Sex Magik est publié en 2007 : un écrin de pur rock and roll qui passe en revue la mythologie jadwiesque et décline en treize titres, à la façon d’un roman noir, la véritable histoire de Lilith Von Sirius, égérie underground et courtisane de luxe. Une nouvelle page de l’histoire de Jad Wio s’écrit alors, qui confirme la profonde singularité du duo Bortek-Kbye, obstinément en marge des tendances. Les concerts – en groupe ou à deux – sont à la mesure des promesses du disque et partout battent le rappel des aficionados. Jusqu’en 2009, où Jad Wio se produit à la Maison des Métallos le temps de deux concerts à guichets fermés, concerts en forme de rétrospective qui laissent penser que le groupe tire sa révérence…

De fait, de 2010 à 2014, Denis Bortek se consacre à son nouveau projet, Mr. D & the Fangs, et enregistre l’album 1888, variation en neuf tableaux sur L’Étrange Cas du Docteur Jekyll et de Mister Hyde.

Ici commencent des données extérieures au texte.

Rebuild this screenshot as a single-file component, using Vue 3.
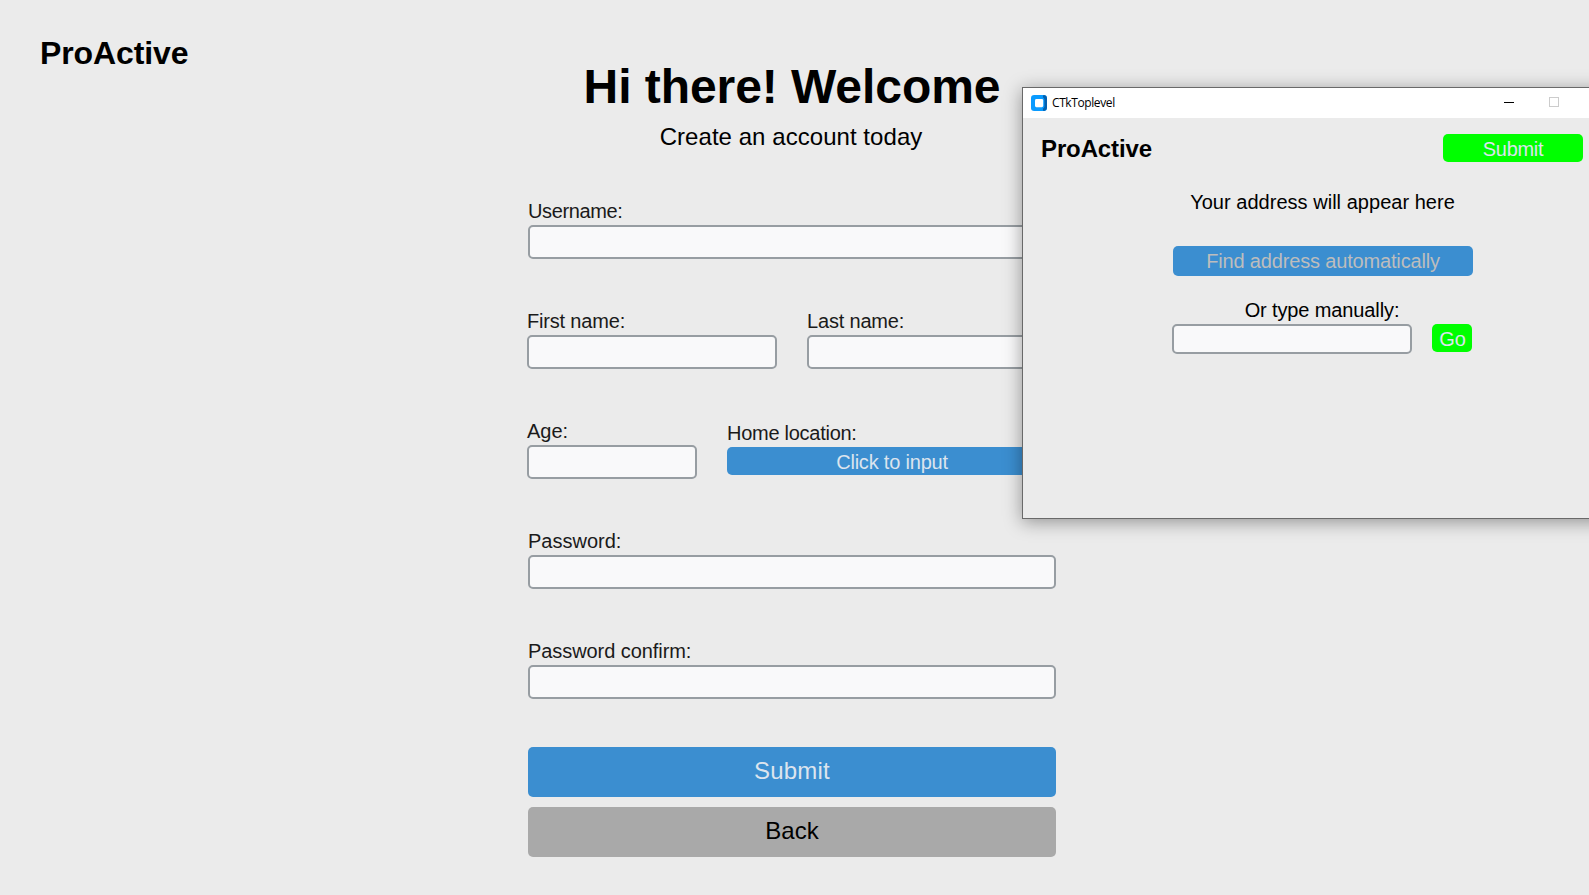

Mais en 2015, le monstre Jad Wio se réveille, d’abord accompagné sur scène par les Fangs, puis sous la forme bicéphale Bortek-Kbye. Si les concerts mettent en valeur le répertoire historique, ils suscitent également le désir d’écrire la suite de l’aventure.

En 2020 paraît le 45 tours Magdalena, prélude à une ribambelle de compositions nouvelles, façonnées et enregistrées avec Ilan Sberro à l’Auditorium de Saint-Ouen. Sous le titre Cadavre Exquis, celles-ci sont dévoilées en 2022 et 2023 sous la forme de deux EP produits et distribués en toute indépendance, loin d’une industrie musicale aussi ingrate que moribonde. Deux disques qui, tout en renouant avec la tradition jadwiesque – guitares et voix immarcescibles, boîte à rythme TR-707 et clavier analogique SH-101 –, témoignent d’une liberté totale et d’une allégresse musicale et lexicale tout à fait jubilatoire.

Preuve, s’il était besoin, que Jad Wio, toujours en avance d’un ou deux coups sur l’échiquier du rock frenchy et plus que jamais à l’écart des sentiers battus et rebattus, demeure fidèle à sa légende.